■ **Given data**
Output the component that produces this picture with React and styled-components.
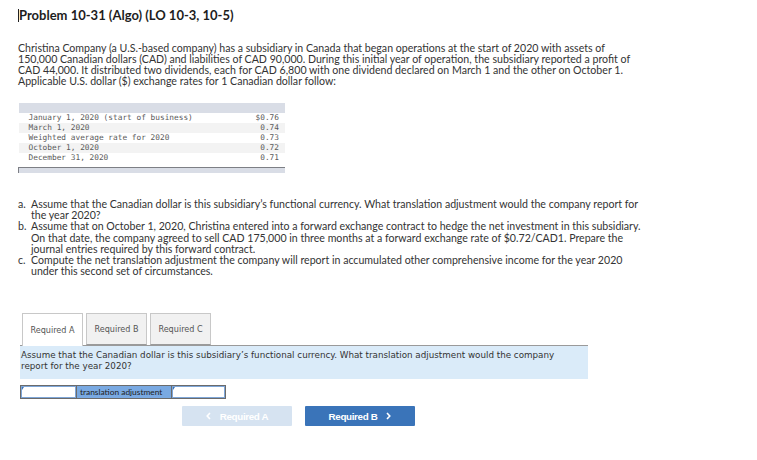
import React from "react";
import styled, { createGlobalStyle } from "styled-components";

const Global = createGlobalStyle`
  html, body { margin: 0; padding: 0; background: #fff; }
  body { font-family: "Lato", "Open Sans", sans-serif; color: #333; }
`;

const Page = styled.div`
  width: 757px;
  height: 460px;
  box-sizing: border-box;
  padding: 7px 0 0 18px;
  overflow: hidden;
`;

const Title = styled.h1`
  margin: 0;
  font-family: "Lato", sans-serif;
  font-weight: 700;
  font-size: 13px;
  line-height: 16px;
  color: #1d1d1d;
  display: flex;
  align-items: center;
`;

const Caret = styled.span`
  display: inline-block;
  width: 1px;
  height: 13px;
  background: #222;
`;

const Para = styled.p`
  margin: 20px 0 0 0;
  font-size: 10.6px;
  line-height: 11px;
  color: #333;
  white-space: nowrap;
`;

const RateTable = styled.table`
  margin-top: 16px;
  width: 267px;
  border-collapse: collapse;
  font-family: "DejaVu Sans Mono", "Liberation Mono", monospace;
  font-size: 7.8px;
  color: #5a5a5a;
`;

const HeadRow = styled.tr`
  height: 10px;
  background: #d9dde6;
`;

const Row = styled.tr`
  height: 10px;
  background: ${(p) => (p.$shade ? "#f3f3f3" : "#fff")};
`;

const Cell = styled.td`
  padding: 0 ${(p) => (p.$right ? "6px" : "0")} 0 ${(p) => (p.$right ? "0" : "10px")};
  text-align: ${(p) => (p.$right ? "right" : "left")};
  line-height: 10px;
  white-space: pre;
`;

const Spacer = styled.tr`
  height: 4px;
`;

const FootRow = styled.tr`
  height: 6px;
  background: #d9dde6;
  td {
    padding: 0;
    border-top: 1px solid #7d7f85;
  }
  td:first-child {
    border-left: 1px solid #7d7f85;
  }
`;

const List = styled.ol`
  margin: 26px 0 0 0;
  padding: 0;
  list-style: none;
  font-size: 10.6px;
  line-height: 11.2px;
  color: #333;
  white-space: nowrap;
`;

const Item = styled.li`
  display: grid;
  grid-template-columns: 13px auto;
`;

const Marker = styled.span``;

const TabArea = styled.div`
  margin-top: 36px;
  width: 568px;
  margin-left: 2px;
`;

const TabRow = styled.div`
  display: flex;
  gap: 3px;
  padding-left: 2px;
  height: 32px;
  position: relative;
  z-index: 1;
`;

const Tab = styled.div`
  width: 61px;
  box-sizing: border-box;
  height: ${(p) => (p.$active ? "33px" : "32px")};
  border: 1px solid #c8c8c8;
  border-bottom: ${(p) => (p.$active ? "none" : "1px solid #9a9a9a")};
  background: ${(p) => (p.$active ? "#fff" : "#f1f1f1")};
  font-family: "DejaVu Sans", Verdana, sans-serif;
  font-size: 8.1px;
  color: #555;
  display: flex;
  align-items: center;
  justify-content: center;
  white-space: nowrap;
`;

const Panel = styled.div`
  border-top: 1px solid #9a9a9a;
  background: #daebf9;
  padding: 4px 0 7px 1px;
  font-family: "DejaVu Sans", Verdana, sans-serif;
  font-size: 8.75px;
  line-height: 11px;
  color: #333;
  white-space: nowrap;
`;

const AnswerRow = styled.div`
  margin-top: 6px;
  margin-left: 2px;
  display: flex;
  width: max-content;
  border: 1.5px solid #6b6b6b;
  height: 12px;
`;

const AnswerInput = styled.div`
  position: relative;
  width: ${(p) => p.$w}px;
  background: #fff;
  border: 1px solid #7ea6d8;
  box-sizing: border-box;
  &::before {
    content: "";
    position: absolute;
    left: 0;
    top: 0;
    border-top: 3px solid #3a73b8;
    border-right: 2px solid transparent;
  }
`;

const AnswerLabel = styled.div`
  width: 96px;
  box-sizing: border-box;
  background: #79a9e2;
  border-left: 1px solid #6b6b6b;
  border-right: 1px solid #6b6b6b;
  padding-left: 3px;
  font-size: 8.4px;
  line-height: 12px;
  color: #222;
  white-space: nowrap;
  overflow: hidden;
`;

const NavRow = styled.div`
  margin-top: 7px;
  padding-left: 164px;
  display: flex;
  gap: 13px;
`;

const NavButton = styled.div`
  width: 110px;
  height: 20px;
  border-radius: 1px;
  background: ${(p) => (p.$disabled ? "#d6e3f1" : "#3a74b9")};
  color: #fff;
  font-family: "Liberation Sans", Arial, sans-serif;
  font-weight: 700;
  font-size: 9.8px;
  letter-spacing: -0.35px;
  display: flex;
  align-items: center;
  justify-content: center;
  gap: 9px;
`;

const Chevron = ({ dir }) => (
  <svg width="5" height="8" viewBox="0 0 5 8">
    <path
      d={dir === "left" ? "M4 1 L1.2 4 L4 7" : "M1 1 L3.8 4 L1 7"}
      fill="none"
      stroke="#fff"
      strokeWidth="1.6"
    />
  </svg>
);

const rates = [
  ["January 1, 2020 (start of business)", "$0.76"],
  ["March 1, 2020", "0.74"],
  ["Weighted average rate for 2020", "0.73"],
  ["October 1, 2020", "0.72"],
  ["December 31, 2020", "0.71"],
];

export default function App() {
  return (
    <>
      <Global />
      <Page>
        <Title>
          <Caret />
          Problem 10-31 (Algo) (LO 10-3, 10-5)
        </Title>
        <Para>
          Christina Company (a U.S.-based company) has a subsidiary in Canada that began operations at the start of 2020 with assets of
          <br />
          150,000 Canadian dollars (CAD) and liabilities of CAD 90,000. During this initial year of operation, the subsidiary reported a profit of
          <br />
          CAD 44,000. It distributed two dividends, each for CAD 6,800 with one dividend declared on March 1 and the other on October 1.
          <br />
          Applicable U.S. dollar ($) exchange rates for 1 Canadian dollar follow:
        </Para>
        <RateTable>
          <tbody>
            <HeadRow>
              <td colSpan={2} />
            </HeadRow>
            {rates.map(([label, value], i) => (
              <Row key={label} $shade={i % 2 === 1}>
                <Cell>{label}</Cell>
                <Cell $right>{value}</Cell>
              </Row>
            ))}
            <Spacer>
              <td colSpan={2} />
            </Spacer>
            <FootRow>
              <td />
              <td />
            </FootRow>
          </tbody>
        </RateTable>
        <List>
          <Item>
            <Marker>a.</Marker>
            <span>
              Assume that the Canadian dollar is this subsidiary’s functional currency. What translation adjustment would the company report for
              <br />
              the year 2020?
            </span>
          </Item>
          <Item>
            <Marker>b.</Marker>
            <span>
              Assume that on October 1, 2020, Christina entered into a forward exchange contract to hedge the net investment in this subsidiary.
              <br />
              On that date, the company agreed to sell CAD 175,000 in three months at a forward exchange rate of $0.72/CAD1. Prepare the
              <br />
              journal entries required by this forward contract.
            </span>
          </Item>
          <Item>
            <Marker>c.</Marker>
            <span>
              Compute the net translation adjustment the company will report in accumulated other comprehensive income for the year 2020
              <br />
              under this second set of circumstances.
            </span>
          </Item>
        </List>
        <TabArea>
          <TabRow>
            <Tab $active>Required A</Tab>
            <Tab>Required B</Tab>
            <Tab>Required C</Tab>
          </TabRow>
          <Panel>
            Assume that the Canadian dollar is this subsidiary’s functional currency. What translation adjustment would the company
            <br />
            report for the year 2020?
          </Panel>
        </TabArea>
        <AnswerRow>
          <AnswerInput $w={55} />
          <AnswerLabel>translation adjustment</AnswerLabel>
          <AnswerInput $w={53} />
        </AnswerRow>
        <NavRow>
          <NavButton $disabled>
            <Chevron dir="left" />
            Required A
          </NavButton>
          <NavButton>
            Required B
            <Chevron dir="right" />
          </NavButton>
        </NavRow>
      </Page>
    </>
  );
}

■ **Problem**
Omit the pictures and output all of the other material exactly.

■ **Finished exercise**
Output the component that produces this picture with React and styled-components.
import React from "react";
import styled, { createGlobalStyle } from "styled-components";

const Global = createGlobalStyle`
  html, body { margin: 0; padding: 0; background: #fff; }
  body { font-family: "Lato", "Open Sans", sans-serif; color: #333; }
`;

const Page = styled.div`
  width: 757px;
  height: 460px;
  box-sizing: border-box;
  padding: 7px 0 0 18px;
  overflow: hidden;
`;

const Title = styled.h1`
  margin: 0;
  font-family: "Lato", sans-serif;
  font-weight: 700;
  font-size: 13px;
  line-height: 16px;
  color: #1d1d1d;
  display: flex;
  align-items: center;
`;

const Caret = styled.span`
  display: inline-block;
  width: 1px;
  height: 13px;
  background: #222;
`;

const Para = styled.p`
  margin: 20px 0 0 0;
  font-size: 10.6px;
  line-height: 11px;
  color: #333;
  white-space: nowrap;
`;

const RateTable = styled.table`
  margin-top: 16px;
  width: 267px;
  border-collapse: collapse;
  font-family: "DejaVu Sans Mono", "Liberation Mono", monospace;
  font-size: 7.8px;
  color: #5a5a5a;
`;

const HeadRow = styled.tr`
  height: 10px;
  background: #d9dde6;
`;

const Row = styled.tr`
  height: 10px;
  background: ${(p) => (p.$shade ? "#f3f3f3" : "#fff")};
`;

const Cell = styled.td`
  padding: 0 ${(p) => (p.$right ? "6px" : "0")} 0 ${(p) => (p.$right ? "0" : "10px")};
  text-align: ${(p) => (p.$right ? "right" : "left")};
  line-height: 10px;
  white-space: pre;
`;

const Spacer = styled.tr`
  height: 4px;
`;

const FootRow = styled.tr`
  height: 6px;
  background: #d9dde6;
  td {
    padding: 0;
    border-top: 1px solid #7d7f85;
  }
  td:first-child {
    border-left: 1px solid #7d7f85;
  }
`;

const List = styled.ol`
  margin: 26px 0 0 0;
  padding: 0;
  list-style: none;
  font-size: 10.6px;
  line-height: 11.2px;
  color: #333;
  white-space: nowrap;
`;

const Item = styled.li`
  display: grid;
  grid-template-columns: 13px auto;
`;

const Marker = styled.span``;

const TabArea = styled.div`
  margin-top: 36px;
  width: 568px;
  margin-left: 2px;
`;

const TabRow = styled.div`
  display: flex;
  gap: 3px;
  padding-left: 2px;
  height: 32px;
  position: relative;
  z-index: 1;
`;

const Tab = styled.div`
  width: 61px;
  box-sizing: border-box;
  height: ${(p) => (p.$active ? "33px" : "32px")};
  border: 1px solid #c8c8c8;
  border-bottom: ${(p) => (p.$active ? "none" : "1px solid #9a9a9a")};
  background: ${(p) => (p.$active ? "#fff" : "#f1f1f1")};
  font-family: "DejaVu Sans", Verdana, sans-serif;
  font-size: 8.1px;
  color: #555;
  display: flex;
  align-items: center;
  justify-content: center;
  white-space: nowrap;
`;

const Panel = styled.div`
  border-top: 1px solid #9a9a9a;
  background: #daebf9;
  padding: 4px 0 7px 1px;
  font-family: "DejaVu Sans", Verdana, sans-serif;
  font-size: 8.75px;
  line-height: 11px;
  color: #333;
  white-space: nowrap;
`;

const AnswerRow = styled.div`
  margin-top: 6px;
  margin-left: 2px;
  display: flex;
  width: max-content;
  border: 1.5px solid #6b6b6b;
  height: 12px;
`;

const AnswerInput = styled.div`
  position: relative;
  width: ${(p) => p.$w}px;
  background: #fff;
  border: 1px solid #7ea6d8;
  box-sizing: border-box;
  &::before {
    content: "";
    position: absolute;
    left: 0;
    top: 0;
    border-top: 3px solid #3a73b8;
    border-right: 2px solid transparent;
  }
`;

const AnswerLabel = styled.div`
  width: 96px;
  box-sizing: border-box;
  background: #79a9e2;
  border-left: 1px solid #6b6b6b;
  border-right: 1px solid #6b6b6b;
  padding-left: 3px;
  font-size: 8.4px;
  line-height: 12px;
  color: #222;
  white-space: nowrap;
  overflow: hidden;
`;

const NavRow = styled.div`
  margin-top: 7px;
  padding-left: 164px;
  display: flex;
  gap: 13px;
`;

const NavButton = styled.div`
  width: 110px;
  height: 20px;
  border-radius: 1px;
  background: ${(p) => (p.$disabled ? "#d6e3f1" : "#3a74b9")};
  color: #fff;
  font-family: "Liberation Sans", Arial, sans-serif;
  font-weight: 700;
  font-size: 9.8px;
  letter-spacing: -0.35px;
  display: flex;
  align-items: center;
  justify-content: center;
  gap: 9px;
`;

const Chevron = ({ dir }) => (
  <svg width="5" height="8" viewBox="0 0 5 8">
    <path
      d={dir === "left" ? "M4 1 L1.2 4 L4 7" : "M1 1 L3.8 4 L1 7"}
      fill="none"
      stroke="#fff"
      strokeWidth="1.6"
    />
  </svg>
);

const rates = [
  ["January 1, 2020 (start of business)", "$0.76"],
  ["March 1, 2020", "0.74"],
  ["Weighted average rate for 2020", "0.73"],
  ["October 1, 2020", "0.72"],
  ["December 31, 2020", "0.71"],
];

export default function App() {
  return (
    <>
      <Global />
      <Page>
        <Title>
          <Caret />
          Problem 10-31 (Algo) (LO 10-3, 10-5)
        </Title>
        <Para>
          Christina Company (a U.S.-based company) has a subsidiary in Canada that began operations at the start of 2020 with assets of
          <br />
          150,000 Canadian dollars (CAD) and liabilities of CAD 90,000. During this initial year of operation, the subsidiary reported a profit of
          <br />
          CAD 44,000. It distributed two dividends, each for CAD 6,800 with one dividend declared on March 1 and the other on October 1.
          <br />
          Applicable U.S. dollar ($) exchange rates for 1 Canadian dollar follow:
        </Para>
        <RateTable>
          <tbody>
            <HeadRow>
              <td colSpan={2} />
            </HeadRow>
            {rates.map(([label, value], i) => (
              <Row key={label} $shade={i % 2 === 1}>
                <Cell>{label}</Cell>
                <Cell $right>{value}</Cell>
              </Row>
            ))}
            <Spacer>
              <td colSpan={2} />
            </Spacer>
            <FootRow>
              <td />
              <td />
            </FootRow>
          </tbody>
        </RateTable>
        <List>
          <Item>
            <Marker>a.</Marker>
            <span>
              Assume that the Canadian dollar is this subsidiary’s functional currency. What translation adjustment would the company report for
              <br />
              the year 2020?
            </span>
          </Item>
          <Item>
            <Marker>b.</Marker>
            <span>
              Assume that on October 1, 2020, Christina entered into a forward exchange contract to hedge the net investment in this subsidiary.
              <br />
              On that date, the company agreed to sell CAD 175,000 in three months at a forward exchange rate of $0.72/CAD1. Prepare the
              <br />
              journal entries required by this forward contract.
            </span>
          </Item>
          <Item>
            <Marker>c.</Marker>
            <span>
              Compute the net translation adjustment the company will report in accumulated other comprehensive income for the year 2020
              <br />
              under this second set of circumstances.
            </span>
          </Item>
        </List>
        <TabArea>
          <TabRow>
            <Tab $active>Required A</Tab>
            <Tab>Required B</Tab>
            <Tab>Required C</Tab>
          </TabRow>
          <Panel>
            Assume that the Canadian dollar is this subsidiary’s functional currency. What translation adjustment would the company
            <br />
            report for the year 2020?
          </Panel>
        </TabArea>
        <AnswerRow>
          <AnswerInput $w={55} />
          <AnswerLabel>translation adjustment</AnswerLabel>
          <AnswerInput $w={53} />
        </AnswerRow>
        <NavRow>
          <NavButton $disabled>
            <Chevron dir="left" />
            Required A
          </NavButton>
          <NavButton>
            Required B
            <Chevron dir="right" />
          </NavButton>
        </NavRow>
      </Page>
    </>
  );
}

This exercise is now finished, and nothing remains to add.